When you ask a participant to validate an AI-generated theme, you are asking them to confirm an interpretation that no human mind constructed. The theme did not emerge from empathetic engagement with their story. It emerged from statistical regularities across multiple stories. Participants are validating a machine's pattern recognition, not a researcher's understanding.

This is not inherently problematic — but it requires adapted protocols that acknowledge the difference.

Why Traditional Member Checking Fails With AI Themes

The abstraction gap. AI-generated themes tend toward higher abstraction than human-generated themes at the same analytical stage. A human researcher might develop an initial theme like "frustration with onboarding complexity" — concrete, close to the data, recognizable to participants. An AI might generate "cognitive load barriers in initial system interaction" — accurate but abstracted beyond participant vocabulary. Participants cannot validate language they would never use to describe their own experience.

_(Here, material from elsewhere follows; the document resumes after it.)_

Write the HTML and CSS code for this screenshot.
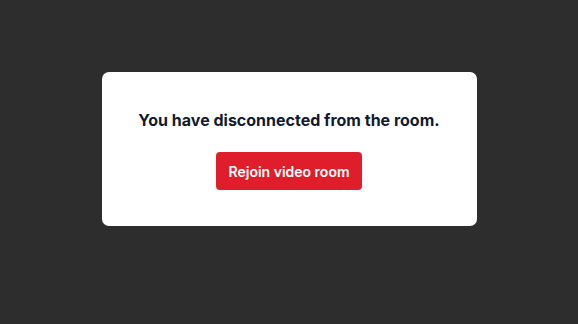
FILE: index.html
```html
<!DOCTYPE html>
<html lang="en">
<head>
<meta charset="utf-8">
<title>Disconnected</title>
<link rel="stylesheet" href="styles.css">
</head>
<body>
<main class="screen">
  <section class="card">
    <h1 class="title">You have disconnected from the room.</h1>
    <button class="rejoin" type="button">Rejoin video room</button>
  </section>
</main>
</body>
</html>
```
FILE: styles.css
```css
html, body {
  margin: 0;
  padding: 0;
  height: 100%;
}
body {
  background: #2d2d2d;
  font-family: Inter, "Noto Sans", sans-serif;
}
.screen {
  display: flex;
  justify-content: center;
  padding-top: 72px;
}
.card {
  box-sizing: border-box;
  width: 375px;
  height: 154px;
  background: #ffffff;
  border-radius: 7px;
  display: flex;
  flex-direction: column;
  align-items: center;
  padding-top: 36px;
}
.title {
  margin: 0;
  font-size: 16px;
  line-height: 24px;
  font-weight: 700;
  color: #131a2c;
}
.rejoin {
  margin-top: 20px;
  height: 38px;
  padding: 0 12.5px;
  border: none;
  border-radius: 4px;
  background: #e01e2b;
  color: #ffffff;
  font-family: Inter, "Noto Sans", sans-serif;
  font-size: 14px;
  font-weight: 600;
}
```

The confidence problem. When a human researcher presents themes, they can explain their reasoning: "I noticed that you and several other participants described similar moments of confusion during setup. I grouped these as..." This narrative makes the interpretive logic transparent. AI cannot explain its reasoning in terms participants understand. "The model identified statistical co-occurrence patterns in your transcript segments" is technically accurate and communicatively useless.

The completeness illusion. AI-generated thematic structures often appear comprehensive — every data point is coded, every theme is populated. This creates an illusion that the analysis is complete, making participants less likely to identify gaps. Human-generated themes are visibly incomplete at early stages, which paradoxically invites more productive participant feedback: "You missed the part about..."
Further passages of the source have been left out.